*TASK OBJECTIVE:* From the entries that follow, list every line in which the string "component" appears.

#### MATERIAL FOR THE TASK ####

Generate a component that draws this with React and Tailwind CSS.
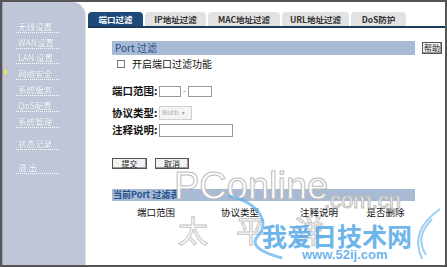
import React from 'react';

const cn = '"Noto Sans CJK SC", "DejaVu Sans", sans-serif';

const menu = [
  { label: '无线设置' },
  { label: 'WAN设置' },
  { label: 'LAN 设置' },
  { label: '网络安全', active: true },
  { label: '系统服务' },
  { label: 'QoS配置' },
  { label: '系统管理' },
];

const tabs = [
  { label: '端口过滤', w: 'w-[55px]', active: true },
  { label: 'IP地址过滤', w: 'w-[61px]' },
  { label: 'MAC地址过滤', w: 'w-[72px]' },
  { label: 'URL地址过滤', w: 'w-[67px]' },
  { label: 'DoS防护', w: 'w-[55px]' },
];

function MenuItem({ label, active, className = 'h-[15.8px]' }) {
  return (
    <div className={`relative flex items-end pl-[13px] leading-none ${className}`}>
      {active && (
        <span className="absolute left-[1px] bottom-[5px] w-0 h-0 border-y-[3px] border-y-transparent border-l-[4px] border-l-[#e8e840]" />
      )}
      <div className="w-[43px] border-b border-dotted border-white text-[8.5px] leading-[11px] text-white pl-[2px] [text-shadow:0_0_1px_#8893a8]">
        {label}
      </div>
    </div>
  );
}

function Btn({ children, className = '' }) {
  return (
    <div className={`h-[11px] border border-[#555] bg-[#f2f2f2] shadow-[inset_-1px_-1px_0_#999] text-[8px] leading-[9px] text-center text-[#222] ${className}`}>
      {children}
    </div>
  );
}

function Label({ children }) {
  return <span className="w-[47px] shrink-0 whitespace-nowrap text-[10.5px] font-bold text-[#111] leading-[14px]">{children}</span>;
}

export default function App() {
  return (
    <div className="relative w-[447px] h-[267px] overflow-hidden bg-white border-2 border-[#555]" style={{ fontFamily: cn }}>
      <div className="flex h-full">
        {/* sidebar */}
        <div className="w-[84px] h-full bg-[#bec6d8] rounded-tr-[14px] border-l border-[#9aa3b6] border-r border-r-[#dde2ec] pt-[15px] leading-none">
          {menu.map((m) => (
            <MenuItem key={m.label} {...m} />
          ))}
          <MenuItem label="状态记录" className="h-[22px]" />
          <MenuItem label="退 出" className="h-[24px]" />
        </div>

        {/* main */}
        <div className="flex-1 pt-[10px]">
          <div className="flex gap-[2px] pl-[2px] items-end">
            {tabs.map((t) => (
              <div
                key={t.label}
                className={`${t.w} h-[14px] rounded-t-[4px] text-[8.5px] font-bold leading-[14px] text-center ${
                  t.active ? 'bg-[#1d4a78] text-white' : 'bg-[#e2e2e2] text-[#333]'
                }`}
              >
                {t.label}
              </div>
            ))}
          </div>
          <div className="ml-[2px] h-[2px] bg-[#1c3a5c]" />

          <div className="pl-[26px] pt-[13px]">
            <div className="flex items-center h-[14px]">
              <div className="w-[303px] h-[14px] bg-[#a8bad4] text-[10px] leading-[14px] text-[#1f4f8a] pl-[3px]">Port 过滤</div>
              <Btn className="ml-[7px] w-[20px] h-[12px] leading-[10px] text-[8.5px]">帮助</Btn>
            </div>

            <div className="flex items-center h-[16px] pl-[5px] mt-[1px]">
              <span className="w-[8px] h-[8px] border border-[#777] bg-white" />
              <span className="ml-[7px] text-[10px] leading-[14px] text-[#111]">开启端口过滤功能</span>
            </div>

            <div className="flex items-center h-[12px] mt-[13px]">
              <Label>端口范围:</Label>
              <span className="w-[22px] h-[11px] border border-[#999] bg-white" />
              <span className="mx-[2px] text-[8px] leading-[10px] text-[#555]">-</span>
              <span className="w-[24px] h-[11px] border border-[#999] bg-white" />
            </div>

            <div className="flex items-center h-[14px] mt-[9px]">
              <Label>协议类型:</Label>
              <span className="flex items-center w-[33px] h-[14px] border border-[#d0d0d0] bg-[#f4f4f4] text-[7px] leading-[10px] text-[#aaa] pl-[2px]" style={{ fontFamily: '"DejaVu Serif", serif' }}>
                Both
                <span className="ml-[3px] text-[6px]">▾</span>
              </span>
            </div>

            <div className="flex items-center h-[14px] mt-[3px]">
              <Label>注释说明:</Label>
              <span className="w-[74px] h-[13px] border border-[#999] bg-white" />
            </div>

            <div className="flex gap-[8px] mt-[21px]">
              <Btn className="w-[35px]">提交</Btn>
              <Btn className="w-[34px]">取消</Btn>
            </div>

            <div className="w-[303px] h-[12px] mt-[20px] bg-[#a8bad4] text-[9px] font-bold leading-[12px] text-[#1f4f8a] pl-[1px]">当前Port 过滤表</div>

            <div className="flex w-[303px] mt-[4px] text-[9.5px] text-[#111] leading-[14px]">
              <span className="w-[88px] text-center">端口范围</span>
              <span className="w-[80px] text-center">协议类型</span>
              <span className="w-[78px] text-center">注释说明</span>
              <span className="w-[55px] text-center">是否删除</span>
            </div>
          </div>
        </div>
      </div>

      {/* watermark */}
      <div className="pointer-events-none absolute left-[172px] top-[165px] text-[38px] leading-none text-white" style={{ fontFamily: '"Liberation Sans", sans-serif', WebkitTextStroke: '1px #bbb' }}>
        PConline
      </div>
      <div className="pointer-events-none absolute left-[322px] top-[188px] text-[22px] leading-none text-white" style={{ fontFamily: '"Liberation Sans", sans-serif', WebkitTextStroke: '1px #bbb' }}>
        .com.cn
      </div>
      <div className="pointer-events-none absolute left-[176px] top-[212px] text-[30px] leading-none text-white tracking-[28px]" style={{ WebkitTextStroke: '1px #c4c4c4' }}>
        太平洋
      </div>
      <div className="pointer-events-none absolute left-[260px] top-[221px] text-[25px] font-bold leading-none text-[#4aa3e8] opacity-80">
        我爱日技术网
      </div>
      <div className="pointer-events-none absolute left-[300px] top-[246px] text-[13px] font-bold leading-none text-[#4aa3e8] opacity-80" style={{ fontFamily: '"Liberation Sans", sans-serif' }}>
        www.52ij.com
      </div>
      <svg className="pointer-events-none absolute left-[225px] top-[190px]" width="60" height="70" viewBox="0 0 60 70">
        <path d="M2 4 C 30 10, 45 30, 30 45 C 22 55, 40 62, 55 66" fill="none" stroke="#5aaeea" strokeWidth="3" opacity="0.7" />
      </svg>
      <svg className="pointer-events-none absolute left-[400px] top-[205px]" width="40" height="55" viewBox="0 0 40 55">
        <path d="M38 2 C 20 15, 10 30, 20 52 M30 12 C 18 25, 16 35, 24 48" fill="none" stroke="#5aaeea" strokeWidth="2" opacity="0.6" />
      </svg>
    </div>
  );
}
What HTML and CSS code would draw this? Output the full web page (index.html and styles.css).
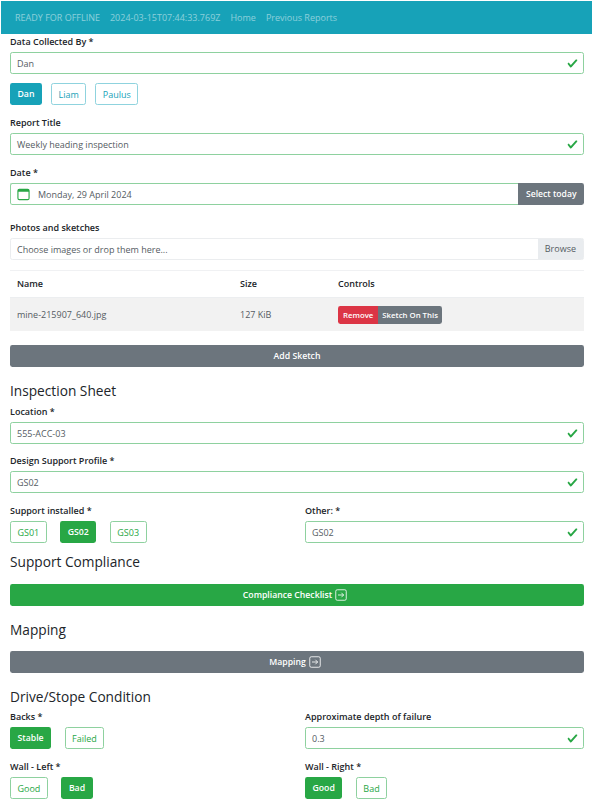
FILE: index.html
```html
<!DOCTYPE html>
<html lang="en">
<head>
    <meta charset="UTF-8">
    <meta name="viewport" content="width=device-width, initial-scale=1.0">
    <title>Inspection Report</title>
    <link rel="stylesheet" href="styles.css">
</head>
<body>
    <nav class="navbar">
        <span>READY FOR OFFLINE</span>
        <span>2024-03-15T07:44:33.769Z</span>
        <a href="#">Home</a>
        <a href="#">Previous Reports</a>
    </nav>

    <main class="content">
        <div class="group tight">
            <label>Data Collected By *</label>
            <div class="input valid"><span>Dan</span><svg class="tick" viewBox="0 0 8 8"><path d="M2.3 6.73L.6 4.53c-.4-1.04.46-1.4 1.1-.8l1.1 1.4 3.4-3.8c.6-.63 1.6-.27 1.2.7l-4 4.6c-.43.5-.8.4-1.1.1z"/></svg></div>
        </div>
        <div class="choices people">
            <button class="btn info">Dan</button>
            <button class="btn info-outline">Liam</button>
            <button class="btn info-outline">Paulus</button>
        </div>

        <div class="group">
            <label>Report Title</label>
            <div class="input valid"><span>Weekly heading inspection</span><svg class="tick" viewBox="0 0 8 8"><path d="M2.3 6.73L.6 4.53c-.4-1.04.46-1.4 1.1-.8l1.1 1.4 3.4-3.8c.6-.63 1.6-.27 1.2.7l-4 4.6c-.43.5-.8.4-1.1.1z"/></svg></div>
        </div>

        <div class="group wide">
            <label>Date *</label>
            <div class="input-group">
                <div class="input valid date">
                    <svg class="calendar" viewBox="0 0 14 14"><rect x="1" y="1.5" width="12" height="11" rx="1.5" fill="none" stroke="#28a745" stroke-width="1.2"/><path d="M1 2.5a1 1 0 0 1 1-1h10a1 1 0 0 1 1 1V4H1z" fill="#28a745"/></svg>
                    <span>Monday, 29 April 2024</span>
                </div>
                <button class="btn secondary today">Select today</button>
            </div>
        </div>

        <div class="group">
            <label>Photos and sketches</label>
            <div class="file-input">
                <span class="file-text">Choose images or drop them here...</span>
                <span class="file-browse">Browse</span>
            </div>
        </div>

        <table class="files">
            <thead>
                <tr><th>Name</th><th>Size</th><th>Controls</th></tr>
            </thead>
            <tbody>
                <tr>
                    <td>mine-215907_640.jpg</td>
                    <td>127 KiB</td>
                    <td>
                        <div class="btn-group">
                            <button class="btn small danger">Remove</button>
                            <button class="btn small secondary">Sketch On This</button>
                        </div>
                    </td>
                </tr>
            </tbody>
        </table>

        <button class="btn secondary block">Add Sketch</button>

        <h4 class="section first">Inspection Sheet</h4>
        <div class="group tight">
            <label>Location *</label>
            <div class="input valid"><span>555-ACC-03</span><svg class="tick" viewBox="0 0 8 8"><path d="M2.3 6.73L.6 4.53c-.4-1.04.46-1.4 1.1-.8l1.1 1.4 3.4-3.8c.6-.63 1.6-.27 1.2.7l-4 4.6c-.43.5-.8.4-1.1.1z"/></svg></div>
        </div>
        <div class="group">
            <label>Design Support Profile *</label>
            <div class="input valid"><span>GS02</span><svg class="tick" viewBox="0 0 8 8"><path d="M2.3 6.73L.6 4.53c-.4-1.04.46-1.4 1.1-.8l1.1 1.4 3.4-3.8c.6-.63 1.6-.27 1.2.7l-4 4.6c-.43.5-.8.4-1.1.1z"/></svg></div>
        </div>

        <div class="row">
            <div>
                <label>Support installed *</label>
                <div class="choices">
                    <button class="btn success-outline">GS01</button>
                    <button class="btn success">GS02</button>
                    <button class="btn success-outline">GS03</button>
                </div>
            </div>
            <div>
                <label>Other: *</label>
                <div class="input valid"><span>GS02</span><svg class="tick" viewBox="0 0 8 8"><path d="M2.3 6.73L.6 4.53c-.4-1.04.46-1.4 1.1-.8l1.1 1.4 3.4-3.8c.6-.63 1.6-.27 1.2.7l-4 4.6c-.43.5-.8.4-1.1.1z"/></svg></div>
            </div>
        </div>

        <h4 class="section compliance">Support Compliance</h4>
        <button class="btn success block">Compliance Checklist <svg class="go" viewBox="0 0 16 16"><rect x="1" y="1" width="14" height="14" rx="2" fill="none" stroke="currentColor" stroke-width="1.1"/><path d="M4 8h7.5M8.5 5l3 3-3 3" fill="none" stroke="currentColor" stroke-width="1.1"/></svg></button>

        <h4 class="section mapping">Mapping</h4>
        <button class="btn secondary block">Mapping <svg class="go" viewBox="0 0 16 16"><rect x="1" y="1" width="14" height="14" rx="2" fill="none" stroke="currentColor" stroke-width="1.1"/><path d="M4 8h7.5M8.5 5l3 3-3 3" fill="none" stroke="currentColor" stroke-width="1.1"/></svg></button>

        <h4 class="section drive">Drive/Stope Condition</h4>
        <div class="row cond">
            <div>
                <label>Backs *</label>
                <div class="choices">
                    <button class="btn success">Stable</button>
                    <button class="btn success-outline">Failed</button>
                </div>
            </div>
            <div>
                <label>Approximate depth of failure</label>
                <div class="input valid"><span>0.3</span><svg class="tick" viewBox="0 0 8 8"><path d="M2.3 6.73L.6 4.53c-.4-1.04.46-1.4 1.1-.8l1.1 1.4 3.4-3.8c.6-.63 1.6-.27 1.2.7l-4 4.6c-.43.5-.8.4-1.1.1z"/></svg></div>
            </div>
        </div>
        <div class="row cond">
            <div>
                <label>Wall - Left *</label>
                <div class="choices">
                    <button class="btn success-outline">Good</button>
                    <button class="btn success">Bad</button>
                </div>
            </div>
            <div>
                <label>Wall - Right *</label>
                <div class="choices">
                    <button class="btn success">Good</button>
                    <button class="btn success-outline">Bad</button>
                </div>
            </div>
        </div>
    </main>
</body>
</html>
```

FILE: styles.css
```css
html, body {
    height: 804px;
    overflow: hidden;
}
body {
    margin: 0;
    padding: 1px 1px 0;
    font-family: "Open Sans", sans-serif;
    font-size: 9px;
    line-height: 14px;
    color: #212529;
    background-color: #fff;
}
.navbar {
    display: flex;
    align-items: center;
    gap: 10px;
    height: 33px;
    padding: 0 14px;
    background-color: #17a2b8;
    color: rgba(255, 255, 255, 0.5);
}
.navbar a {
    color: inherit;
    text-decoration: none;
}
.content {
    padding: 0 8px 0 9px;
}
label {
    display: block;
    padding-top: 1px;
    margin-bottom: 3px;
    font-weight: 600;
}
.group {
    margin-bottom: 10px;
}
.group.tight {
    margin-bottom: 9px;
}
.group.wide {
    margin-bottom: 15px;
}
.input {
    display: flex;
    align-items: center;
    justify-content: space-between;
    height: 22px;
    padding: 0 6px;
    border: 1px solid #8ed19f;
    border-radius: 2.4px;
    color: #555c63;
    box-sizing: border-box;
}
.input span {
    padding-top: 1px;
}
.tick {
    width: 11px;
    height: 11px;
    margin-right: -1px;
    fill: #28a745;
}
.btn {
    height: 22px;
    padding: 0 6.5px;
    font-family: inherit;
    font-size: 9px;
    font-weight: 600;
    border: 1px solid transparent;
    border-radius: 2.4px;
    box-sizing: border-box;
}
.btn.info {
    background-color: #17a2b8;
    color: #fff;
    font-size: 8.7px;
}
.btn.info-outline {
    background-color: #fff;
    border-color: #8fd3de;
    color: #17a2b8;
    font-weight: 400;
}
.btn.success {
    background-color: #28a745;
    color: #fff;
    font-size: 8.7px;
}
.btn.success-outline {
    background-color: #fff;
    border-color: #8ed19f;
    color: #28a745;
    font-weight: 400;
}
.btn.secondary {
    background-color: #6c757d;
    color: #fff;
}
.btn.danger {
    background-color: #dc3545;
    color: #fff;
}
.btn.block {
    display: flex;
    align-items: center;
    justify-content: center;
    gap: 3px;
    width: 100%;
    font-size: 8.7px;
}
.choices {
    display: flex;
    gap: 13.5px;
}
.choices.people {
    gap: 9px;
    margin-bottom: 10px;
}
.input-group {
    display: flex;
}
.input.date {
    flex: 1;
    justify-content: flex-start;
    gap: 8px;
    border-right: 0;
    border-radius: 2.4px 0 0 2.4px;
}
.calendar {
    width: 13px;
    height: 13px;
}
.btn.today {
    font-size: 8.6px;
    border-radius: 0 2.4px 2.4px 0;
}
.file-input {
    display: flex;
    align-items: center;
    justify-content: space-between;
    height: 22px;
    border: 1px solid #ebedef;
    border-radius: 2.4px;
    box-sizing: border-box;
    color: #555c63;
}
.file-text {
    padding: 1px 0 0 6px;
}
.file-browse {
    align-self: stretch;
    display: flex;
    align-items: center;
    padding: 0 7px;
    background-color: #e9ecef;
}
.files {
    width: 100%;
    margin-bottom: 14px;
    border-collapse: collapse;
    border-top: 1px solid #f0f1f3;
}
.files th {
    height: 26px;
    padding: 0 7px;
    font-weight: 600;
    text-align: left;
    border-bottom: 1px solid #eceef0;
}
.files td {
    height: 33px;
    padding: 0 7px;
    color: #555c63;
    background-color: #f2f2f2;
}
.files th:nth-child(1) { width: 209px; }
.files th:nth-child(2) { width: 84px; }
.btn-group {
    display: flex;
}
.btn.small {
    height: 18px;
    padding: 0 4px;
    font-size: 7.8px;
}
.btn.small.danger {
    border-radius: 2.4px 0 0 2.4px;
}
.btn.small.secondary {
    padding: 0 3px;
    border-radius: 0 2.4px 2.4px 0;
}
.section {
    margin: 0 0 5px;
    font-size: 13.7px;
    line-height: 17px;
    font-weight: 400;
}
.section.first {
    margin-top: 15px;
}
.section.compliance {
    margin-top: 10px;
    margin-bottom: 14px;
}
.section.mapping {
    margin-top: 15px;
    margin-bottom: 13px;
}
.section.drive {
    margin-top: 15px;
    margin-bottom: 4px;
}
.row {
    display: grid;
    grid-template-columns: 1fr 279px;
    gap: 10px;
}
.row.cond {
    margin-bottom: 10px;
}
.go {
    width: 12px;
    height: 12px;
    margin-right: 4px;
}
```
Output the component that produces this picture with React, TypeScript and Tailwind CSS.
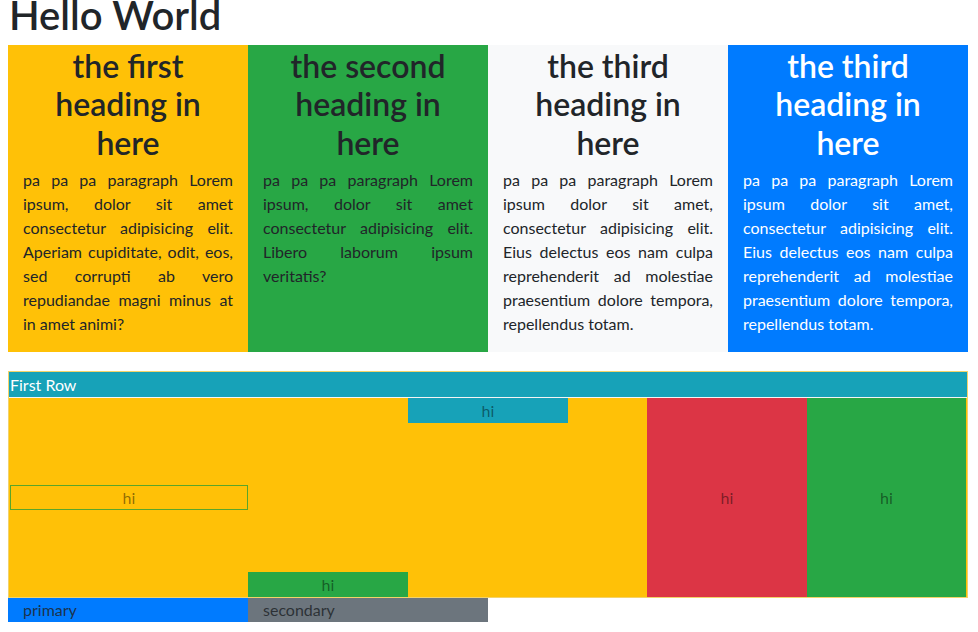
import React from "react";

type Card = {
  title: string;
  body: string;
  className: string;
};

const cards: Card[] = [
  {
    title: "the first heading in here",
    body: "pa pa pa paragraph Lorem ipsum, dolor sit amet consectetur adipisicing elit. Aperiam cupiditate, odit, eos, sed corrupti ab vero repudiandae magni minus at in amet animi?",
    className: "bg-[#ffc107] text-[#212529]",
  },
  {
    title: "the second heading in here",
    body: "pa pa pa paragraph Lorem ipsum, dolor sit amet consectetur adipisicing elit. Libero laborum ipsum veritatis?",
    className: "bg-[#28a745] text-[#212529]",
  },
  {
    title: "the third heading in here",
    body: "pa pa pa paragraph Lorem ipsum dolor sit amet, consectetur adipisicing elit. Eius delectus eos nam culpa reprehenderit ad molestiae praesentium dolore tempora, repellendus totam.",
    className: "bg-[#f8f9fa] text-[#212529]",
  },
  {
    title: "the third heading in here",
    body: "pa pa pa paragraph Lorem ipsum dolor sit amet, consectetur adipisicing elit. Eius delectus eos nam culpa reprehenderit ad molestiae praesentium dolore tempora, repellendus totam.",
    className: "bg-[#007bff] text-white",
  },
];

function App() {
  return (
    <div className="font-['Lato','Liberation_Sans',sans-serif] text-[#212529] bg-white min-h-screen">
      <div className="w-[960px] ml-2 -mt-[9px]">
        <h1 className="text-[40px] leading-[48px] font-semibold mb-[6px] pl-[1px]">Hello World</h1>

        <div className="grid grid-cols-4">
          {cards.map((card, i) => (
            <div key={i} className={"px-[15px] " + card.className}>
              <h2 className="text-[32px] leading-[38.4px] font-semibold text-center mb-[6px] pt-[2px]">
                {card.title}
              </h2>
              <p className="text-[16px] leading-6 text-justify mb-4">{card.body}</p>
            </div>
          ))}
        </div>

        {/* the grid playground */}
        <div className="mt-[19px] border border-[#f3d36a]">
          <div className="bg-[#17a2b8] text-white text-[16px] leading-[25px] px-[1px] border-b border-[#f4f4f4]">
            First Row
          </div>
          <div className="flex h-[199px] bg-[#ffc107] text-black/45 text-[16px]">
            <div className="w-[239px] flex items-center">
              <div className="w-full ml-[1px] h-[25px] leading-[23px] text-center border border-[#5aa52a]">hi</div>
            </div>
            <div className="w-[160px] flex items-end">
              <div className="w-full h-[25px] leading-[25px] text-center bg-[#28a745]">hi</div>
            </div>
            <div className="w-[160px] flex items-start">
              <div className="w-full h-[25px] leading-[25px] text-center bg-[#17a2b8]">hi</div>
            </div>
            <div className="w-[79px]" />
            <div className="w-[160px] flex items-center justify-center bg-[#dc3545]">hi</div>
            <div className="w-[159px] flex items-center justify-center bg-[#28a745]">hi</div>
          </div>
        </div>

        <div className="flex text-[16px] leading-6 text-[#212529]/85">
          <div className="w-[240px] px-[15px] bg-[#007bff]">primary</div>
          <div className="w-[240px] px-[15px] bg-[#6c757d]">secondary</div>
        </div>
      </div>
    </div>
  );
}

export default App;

####

*EXERCISE SOLUTION:*
Generate a component that draws this with React and Tailwind CSS.
Output the component that produces this picture with React, TypeScript and Tailwind CSS.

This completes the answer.